Slaven Tolj: Srđ je naš! / Srđ is ours!

8 June – 10 July 2012
P74 Gallery, Trg Prekomorskih brigad 1 , Ljubljana
Opening View: Friday, 8 June 2012 at 8 p.m.

The project Srđ is ours! deals with a situation involving an aggressive takeover and privatisation of public space, inconsistent spatial politics and the excluding of citizens from decision-making processes for the city of Dubrovnik’s urban development plan. It represents a paradigmatic example of transitional plundering and the accumulation of great wealth in the hands of an influential minority. The project also questions the fundamental mechanisms of democratic decision-making in society and is both a radical critic of irresponsible politics and a concrete political action.

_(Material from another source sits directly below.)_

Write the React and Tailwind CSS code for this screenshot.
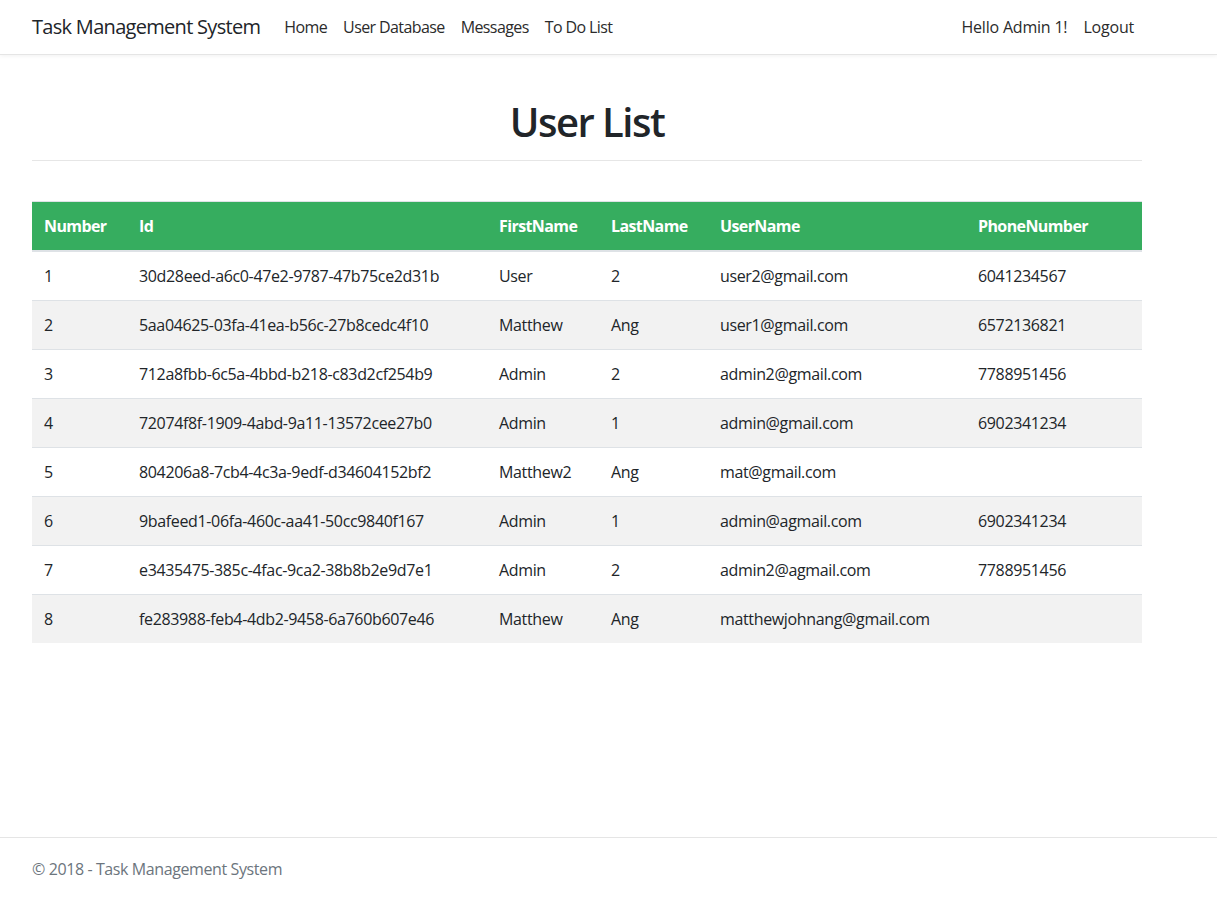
import React from 'react';

const users = [
    { id: '30d28eed-a6c0-47e2-9787-47b75ce2d31b', first: 'User', last: '2', userName: 'user2@gmail.com', phone: '6041234567' },
    { id: '5aa04625-03fa-41ea-b56c-27b8cedc4f10', first: 'Matthew', last: 'Ang', userName: 'user1@gmail.com', phone: '6572136821' },
    { id: '712a8fbb-6c5a-4bbd-b218-c83d2cf254b9', first: 'Admin', last: '2', userName: 'admin2@gmail.com', phone: '7788951456' },
    { id: '72074f8f-1909-4abd-9a11-13572cee27b0', first: 'Admin', last: '1', userName: 'admin@gmail.com', phone: '6902341234' },
    { id: '804206a8-7cb4-4c3a-9edf-d34604152bf2', first: 'Matthew2', last: 'Ang', userName: 'mat@gmail.com', phone: '' },
    { id: '9bafeed1-06fa-460c-aa41-50cc9840f167', first: 'Admin', last: '1', userName: 'admin@agmail.com', phone: '6902341234' },
    { id: 'e3435475-385c-4fac-9ca2-38b8b2e9d7e1', first: 'Admin', last: '2', userName: 'admin2@agmail.com', phone: '7788951456' },
    { id: 'fe283988-feb4-4db2-9458-6a760b607e46', first: 'Matthew', last: 'Ang', userName: 'matthewjohnang@gmail.com', phone: '' },
];

const App = () => {
    return (
        <div className="min-h-[897px] flex flex-col bg-white text-[#212529] font-['Open_Sans','Noto_Sans',sans-serif]">
            {/* Navbar */}
            <nav className="h-[55px] border-b border-[#e5e5e5] shadow-[0_1px_4px_rgba(0,0,0,0.06)] bg-white">
                <div className="w-[1110px] ml-[32px] h-full flex items-center justify-between">
                    <div className="flex items-center">
                        <span className="text-[20px] leading-[30px] mr-4 tracking-[-0.7px] text-[#212529]">Task Management System</span>
                        <ul className="flex text-[16px] tracking-[-0.6px] text-[#2b2b2b]">
                            <li className="px-2">Home</li>
                            <li className="px-2">User Database</li>
                            <li className="px-2">Messages</li>
                            <li className="px-2">To Do List</li>
                        </ul>
                    </div>
                    <ul className="flex text-[16px] tracking-[-0.2px] text-[#2b2b2b]">
                        <li className="px-2">Hello Admin 1!</li>
                        <li className="px-2">Logout</li>
                    </ul>
                </div>
            </nav>

            {/* Main */}
            <main className="flex-1 w-[1110px] ml-[32px] pt-[43px]">
                <h1 className="text-center text-[40px] leading-[48px] font-semibold tracking-[-1.5px]">User List</h1>
                <hr className="mt-[14px] border-t border-[#e6e6e6]" />

                <table className="mt-[40px] w-[1110px] table-fixed border-collapse text-[16px] leading-6 tracking-[-0.35px]">
                    <thead>
                        <tr className="bg-[#36ad5f] text-white text-left tracking-[-0.6px]">
                            <th className="w-[95px] px-3 py-3 border-t border-[#dee2e6] border-b-2 font-bold">Number</th>
                            <th className="w-[360px] px-3 py-3 border-t border-[#dee2e6] border-b-2 font-bold">Id</th>
                            <th className="w-[112px] px-3 py-3 border-t border-[#dee2e6] border-b-2 font-bold">FirstName</th>
                            <th className="w-[109px] px-3 py-3 border-t border-[#dee2e6] border-b-2 font-bold">LastName</th>
                            <th className="w-[258px] px-3 py-3 border-t border-[#dee2e6] border-b-2 font-bold">UserName</th>
                            <th className="w-[176px] px-3 py-3 border-t border-[#dee2e6] border-b-2 font-bold">PhoneNumber</th>
                        </tr>
                    </thead>
                    <tbody>
                        {users.map((u, i) => (
                            <tr key={u.id} className={i % 2 === 1 ? 'bg-[#f2f2f2]' : 'bg-white'}>
                                <td className="px-3 py-3 border-t border-[#dee2e6]">{i + 1}</td>
                                <td className="px-3 py-3 border-t border-[#dee2e6] whitespace-nowrap">{u.id}</td>
                                <td className="px-3 py-3 border-t border-[#dee2e6]">{u.first}</td>
                                <td className="px-3 py-3 border-t border-[#dee2e6]">{u.last}</td>
                                <td className="px-3 py-3 border-t border-[#dee2e6]">{u.userName}</td>
                                <td className="px-3 py-3 border-t border-[#dee2e6]">{u.phone}</td>
                            </tr>
                        ))}
                    </tbody>
                </table>
            </main>

            {/* Footer */}
            <footer className="h-[60px] border-t border-[#e5e5e5]">
                <div className="ml-[32px] pt-[19px] text-[16px] leading-6 tracking-[-0.4px] text-[#6c757d]">© 2018 - Task Management System</div>
            </footer>
        </div>
    );
};

export default App;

The website of the self-organised initiative The Right to the City (pravonagrad.org) recently reported:
“20 April 2012: We sharply condemn the attack on Slaven Tolj, activist of the initiative ‘Srđ is ours!’, as well as the actions of the police which followed. Tolj was in the audience at last night’s concert of the group TBF in the Dubrovnik club Revelin. At the end of the concert, members of the group put on t-shirts with the slogan “Srđ je naš!” The owner of the concession of this city establishment forcefully removed Tolj – and in doing so injured Tolj arm – saying, that with this action Tolj had put under question his good relations with the city authorities. When Tolj went after receiving first-aid care to report the event to the police, the police employees at the police station did not want to take his statement and asserted that they would have carried out the same action.”

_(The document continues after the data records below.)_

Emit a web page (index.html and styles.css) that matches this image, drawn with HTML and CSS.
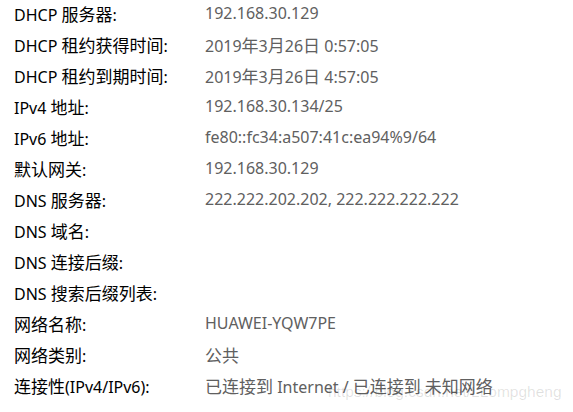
FILE: index.html
```html
<!DOCTYPE html>
<html>
<head>
    <title>网络属性</title>
    <link rel="stylesheet" href="styles.css">
</head>
<body>
    <div class="props">
        <div class="label">DHCP <span class="zh">服务器</span>:</div><div class="value">192.168.30.129</div>
        <div class="label">DHCP <span class="zh">租约获得时间</span>:</div><div class="value">2019<span class="zh">年</span>3<span class="zh">月</span>26<span class="zh">日</span> 0:57:05</div>
        <div class="label">DHCP <span class="zh">租约到期时间</span>:</div><div class="value">2019<span class="zh">年</span>3<span class="zh">月</span>26<span class="zh">日</span> 4:57:05</div>
        <div class="label">IPv4 <span class="zh">地址</span>:</div><div class="value">192.168.30.134/25</div>
        <div class="label">IPv6 <span class="zh">地址</span>:</div><div class="value">fe80::fc34:a507:41c:ea94%9/64</div>
        <div class="label"><span class="zh">默认网关</span>:</div><div class="value">192.168.30.129</div>
        <div class="label">DNS <span class="zh">服务器</span>:</div><div class="value">222.222.202.202, 222.222.222.222</div>
        <div class="label">DNS <span class="zh">域名</span>:</div><div class="value"></div>
        <div class="label">DNS <span class="zh">连接后缀</span>:</div><div class="value"></div>
        <div class="label">DNS <span class="zh">搜索后缀列表</span>:</div><div class="value"></div>
        <div class="label"><span class="zh">网络名称</span>:</div><div class="value">HUAWEI-YQW7PE</div>
        <div class="label"><span class="zh">网络类别</span>:</div><div class="value"><span class="zh">公共</span></div>
        <div class="label"><span class="zh">连接性</span>(IPv4/IPv6):</div><div class="value"><span class="zh">已连接到</span> Internet / <span class="zh">已连接到 未知网络</span></div>
    </div>
    <div class="watermark">https://blog.csdn.net/LLompgheng</div>
</body>
</html>
```

FILE: styles.css
```css
body {
    margin: 0;
    background-color: #fff;
    font-family: "Noto Sans", "Noto Sans CJK SC", sans-serif;
    font-size: 16px;
    position: relative;
    width: 573px;
    height: 412px;
    overflow: hidden;
}

.props {
    display: grid;
    grid-template-columns: 191px 1fr;
    grid-auto-rows: 31px;
    padding: 0 0 0 14px;
    margin-top: -2px;
}

.label,
.value {
    line-height: 31px;
    white-space: nowrap;
}

.zh {
    font-family: "Noto Sans CJK SC", sans-serif;
    font-size: 17px;
}

.label {
    color: #000;
}

.value {
    color: #606060;
}

.watermark {
    position: absolute;
    left: 328px;
    top: 383px;
    font-family: "Liberation Sans", Arial, sans-serif;
    font-size: 15.5px;
    color: rgba(0, 0, 0, 0.12);
}
```
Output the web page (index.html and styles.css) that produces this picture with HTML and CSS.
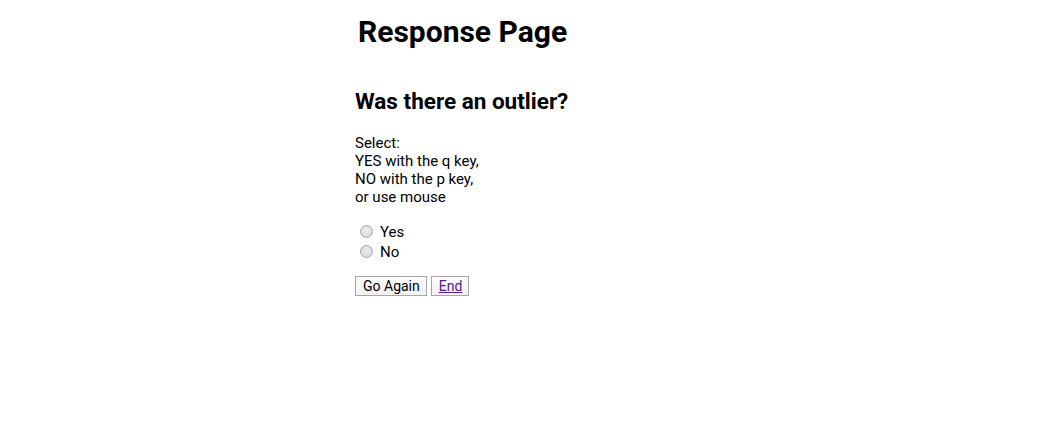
FILE: index.html
```html
<!DOCTYPE html>
<html>
<head>
<meta charset="utf-8">
<link rel="stylesheet" href="styles.css">
</head>
<body>
<main class="page">
  <h1 class="title">Response Page</h1>
  <h2 class="question">Was there an outlier?</h2>
  <p class="instructions">Select:<br>YES with the q key,<br>NO with the p key,<br>or use mouse</p>
  <div class="options">
    <label class="option"><input type="radio" name="ans" class="radio"> Yes</label>
    <label class="option"><input type="radio" name="ans" class="radio"> No</label>
  </div>
  <div class="actions">
    <button class="btn">Go Again</button>
    <button class="btn"><a href="#" class="btn-link">End</a></button>
  </div>
</main>
</body>
</html>
```
FILE: styles.css
```css
html, body {
  margin: 0;
  padding: 0;
  background: #fff;
}
body {
  font-family: Roboto, "Liberation Sans", sans-serif;
  color: #000;
}
.page {
  width: 351px;
  margin: 0 auto;
  padding-top: 1px;
}
.title {
  font-size: 30px;
  font-weight: 700;
  margin: 13px 0 0 3px;
  line-height: 35px;
}
.question {
  font-size: 22.5px;
  font-weight: 700;
  margin: 38px 0 0 0;
  line-height: 28px;
}
.instructions {
  font-size: 15px;
  line-height: 18px;
  margin: 19px 0 0 0;
}
.options {
  margin-top: 16px;
  display: flex;
  flex-direction: column;
}
.option {
  font-size: 15px;
  line-height: 20px;
  display: flex;
  align-items: center;
}
.radio {
  appearance: none;
  -webkit-appearance: none;
  margin: 0 7px 0 5px;
  width: 13px;
  height: 13px;
  border-radius: 50%;
  border: 1px solid #a8a8a8;
  background: radial-gradient(circle at 50% 40%, #ececec 0%, #dcdcdc 70%, #cfcfcf 100%);
  box-sizing: border-box;
  position: relative;
  top: -1px;
}
.actions {
  margin-top: 14px;
  display: flex;
  gap: 4px;
}
.btn {
  font-family: Roboto, "Liberation Sans", sans-serif;
  font-size: 14px;
  padding: 0 6px 0 7px;
  background: linear-gradient(#fdfdfd, #f1f1f1);
  border: 1px solid #a6a6a6;
  border-radius: 0;
  height: 20px;
  line-height: 16px;
  color: #000;
}
.btn-link {
  color: #551a8b;
}
```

Srđ is ours! is a civil initiative which fights against the planned construction of a golf park on Srđ, the mountain above Dubrovnik. The golf course is actually a cover for the construction of an apartment complex on the last possible location where Dubrovnik can expand. The initial space plan was intended for the construction of a sports and recreation centre for the inhabitants of Dubrovnik with a tourist zone. Later the recreation centre became an exclusive golf park and tourist-complex with hotels, villas and apartments. In 2003 the value of the project was evaluated at 90 million euro, two years later it had risen to 230 million euro. After the intervention of Ivo Sanader, who declared Srđ as a “project of national interest”, the budget exploded into a fantastic 900 million euro. The space plan documents in this period were illegally adjusted. Today, the project is estimated to cost 1.2 billion euro.

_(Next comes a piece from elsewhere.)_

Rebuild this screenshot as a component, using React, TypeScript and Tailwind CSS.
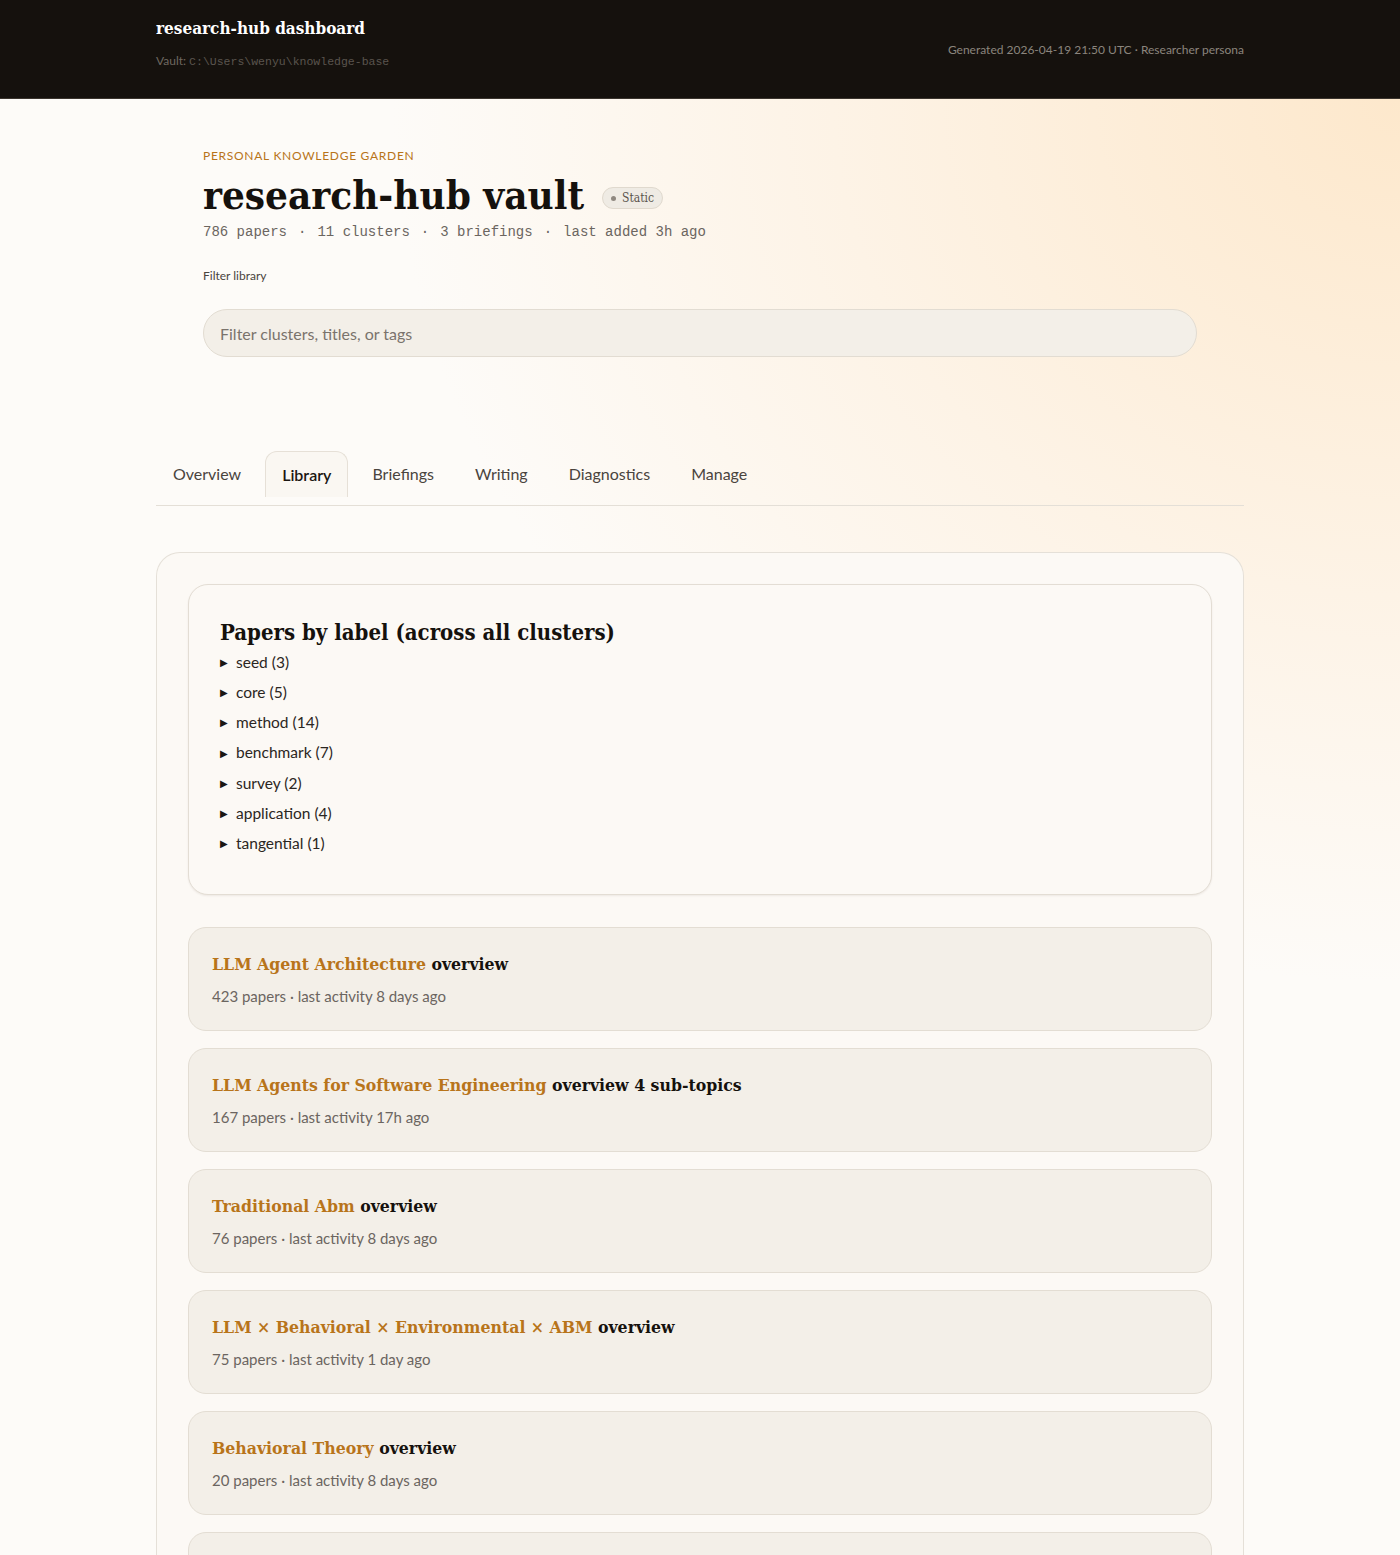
import { useState } from "react";

const labels = [
  { name: "seed", count: 3 },
  { name: "core", count: 5 },
  { name: "method", count: 14 },
  { name: "benchmark", count: 7 },
  { name: "survey", count: 2 },
  { name: "application", count: 4 },
  { name: "tangential", count: 1 },
];

const clusters = [
  { title: "LLM Agent Architecture", extra: "overview", papers: 423, activity: "8 days ago" },
  { title: "LLM Agents for Software Engineering", extra: "overview 4 sub-topics", papers: 167, activity: "17h ago" },
  { title: "Traditional Abm", extra: "overview", papers: 76, activity: "8 days ago" },
  { title: "LLM × Behavioral × Environmental × ABM", extra: "overview", papers: 75, activity: "1 day ago" },
  { title: "Behavioral Theory", extra: "overview", papers: 20, activity: "8 days ago" },
  { title: "Climate Adaptation Modeling", extra: "overview", papers: 12, activity: "3 days ago" },
];

const stats = ["786 papers", "11 clusters", "3 briefings", "last added 3h ago"];

const tabs = ["Overview", "Library", "Briefings", "Writing", "Diagnostics", "Manage"];

const serif = "font-['Georgia','DejaVu_Serif',serif] [font-stretch:semi-condensed]";
const sans = "font-['Lato','Noto_Sans',sans-serif]";
const mono = "font-['Liberation_Mono','Courier_New',monospace]";

const App = () => {
  const [active, setActive] = useState("Library");
  const [query, setQuery] = useState("");

  return (
    <div className={`min-h-[1555px] bg-[#fdfbf8] text-[#1a1612] ${sans}`}>
      <header className="bg-[#15110d] border-b border-[#3a342d]">
        <div className="mx-auto w-[1088px] h-[98px] flex items-start justify-between pt-[17px]">
          <div>
            <h1 className={`${serif} text-[17px] font-bold text-white leading-[22px]`}>
              research-hub dashboard
            </h1>
            <p className="mt-[13px] text-[12px] text-[#6f6860]">
              Vault: <code className={`${mono} text-[11.5px] text-[#5a544d]`}>C:\Users\wenyu\knowledge-base</code>
            </p>
          </div>
          <p className="mt-[24px] text-[12px] text-[#8b857d]">
            Generated 2026-04-19 21:50 UTC · Researcher persona
          </p>
        </div>
      </header>

      <div className="bg-[radial-gradient(ellipse_90%_70%_at_100%_0%,#fde8cc_0%,#fdf3e6_45%,#fdfbf8_80%)]">
        <div className="mx-auto w-[1088px]">
          <section className="px-[47px] pt-[48px] pb-[94px]">
            <p className="text-[12px] tracking-[0.06em] uppercase text-[#b8741a]">
              Personal knowledge garden
            </p>
            <div className="flex items-center gap-[18px] mt-[6px]">
              <h2 className={`${serif} text-[40px] font-bold leading-[48px] text-[#15110d]`}>
                research-hub vault
              </h2>
              <span className={`${serif} inline-flex items-center gap-[6px] rounded-full border border-[#e0d9ce] bg-[#efebe4] px-[8px] py-[1px] text-[12px] text-[#5a544d] mt-[6px]`}>
                <span className="w-[5px] h-[5px] rounded-full bg-[#8f8880]" />
                Static
              </span>
            </div>
            <p className={`${mono} text-[14px] text-[#6b6560] mt-[3px] flex`}>
              {stats.map((s, i) => (
                <span key={s}>
                  {i > 0 && <span className="px-[11px]">·</span>}
                  {s}
                </span>
              ))}
            </p>
            <label className="block mt-[24px] text-[12px] text-[#4a443e]">Filter library</label>
            <input
              value={query}
              onChange={(e) => setQuery(e.target.value)}
              placeholder="Filter clusters, titles, or tags"
              className="mt-[24px] w-full h-[48px] rounded-full border border-[#e2dcd2] bg-[#f3efe8] px-[16px] text-[16px] text-[#2b2622] placeholder:text-[#7a736c] outline-none"
            />
          </section>

          <nav className="flex items-end gap-[7px] border-b border-[#e4dfd7]">
            {tabs.map((t) => (
              <button
                key={t}
                onClick={() => setActive(t)}
                className={
                  t === active
                    ? "h-[46px] mb-[8px] px-[16px] rounded-t-[12px] border border-b-0 border-[#e6e0d7] bg-[#faf7f2] text-[16px] font-semibold text-[#1a1612]"
                    : "h-[46px] mb-[8px] px-[16px] border border-transparent text-[16px] text-[#4a443e]"
                }
              >
                {t}
              </button>
            ))}
          </nav>

          <main className="mt-[46px] rounded-t-[24px] border border-b-0 border-[#e5e0d8] bg-[#fcf9f5] px-[31px] pt-[31px] pb-[40px]">
            <div className="rounded-[20px] border border-[#e3ddd4] bg-[#fcf9f5] shadow-[0_1px_2px_rgba(60,40,20,0.08)] px-[31px] pt-[33px] pb-[35px]">
              <h3 className={`${serif} text-[22px] font-bold leading-[28px] text-[#15110d]`}>
                Papers by label (across all clusters)
              </h3>
              <ul className="mt-[1px] flex flex-col">
                {labels.map((l) => (
                  <li key={l.name} className="h-[30.3px] flex items-center gap-[6px] text-[15.5px] text-[#2b2622]">
                    <span className="text-[10px] w-[10px] text-[#1a1612]">▶</span>
                    {l.name} ({l.count})
                  </li>
                ))}
              </ul>
            </div>

            <div className="mt-[32px] flex flex-col gap-[17px]">
              {clusters.map((c) => (
                <article
                  key={c.title}
                  className="h-[104px] rounded-[18px] border border-[#e3ddd3] bg-[#f3efe8] px-[23px] pt-[24px]"
                >
                  <h4 className={`${serif} text-[17.5px] font-bold leading-[24px]`}>
                    <span className="text-[#b8741a]">{c.title}</span>{" "}
                    <span className="text-[#15110d]">{c.extra}</span>
                  </h4>
                  <p className="mt-[9px] text-[15px] text-[#6b6560]">
                    {c.papers} papers · last activity {c.activity}
                  </p>
                </article>
              ))}
            </div>
          </main>
        </div>
      </div>
    </div>
  );
};

export default App;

Slaven Tolj is one of the most important contemporary artists in Croatia. He is known internationally above all for his installations, performances and video works. His artistic production is deeply wracked by the experiences of the Yugoslav War, the Seige of Dubrovnik (1991–1992), and the eventual dissolution of Yugoslavia. In the late 1990s Tolj connected his artist work with the themes of transition, political transformation, multiculturalism and globalisation. Slaven Tolj has participated in a number of international manifestations at home and abroad. In recent years he has had solo presentations in Ernst Museum (Budapest), Galerie Emila Filly (Ústí nad Labem), and the Museum of Modern Art (Dubrovnik). He has participated in documenta (Kassel) as well as the Venice Biennale and the Cetinje Biennale. Tolj is also active as a cultural organiser and curator. He is one of the founders of the Art Workshop Lazareti (Dubrovnik) one of Croatia’s main independent centres of contemporary arts. In 2005 he was a commissioner for the Croatian pavilion at the Venice Biennale.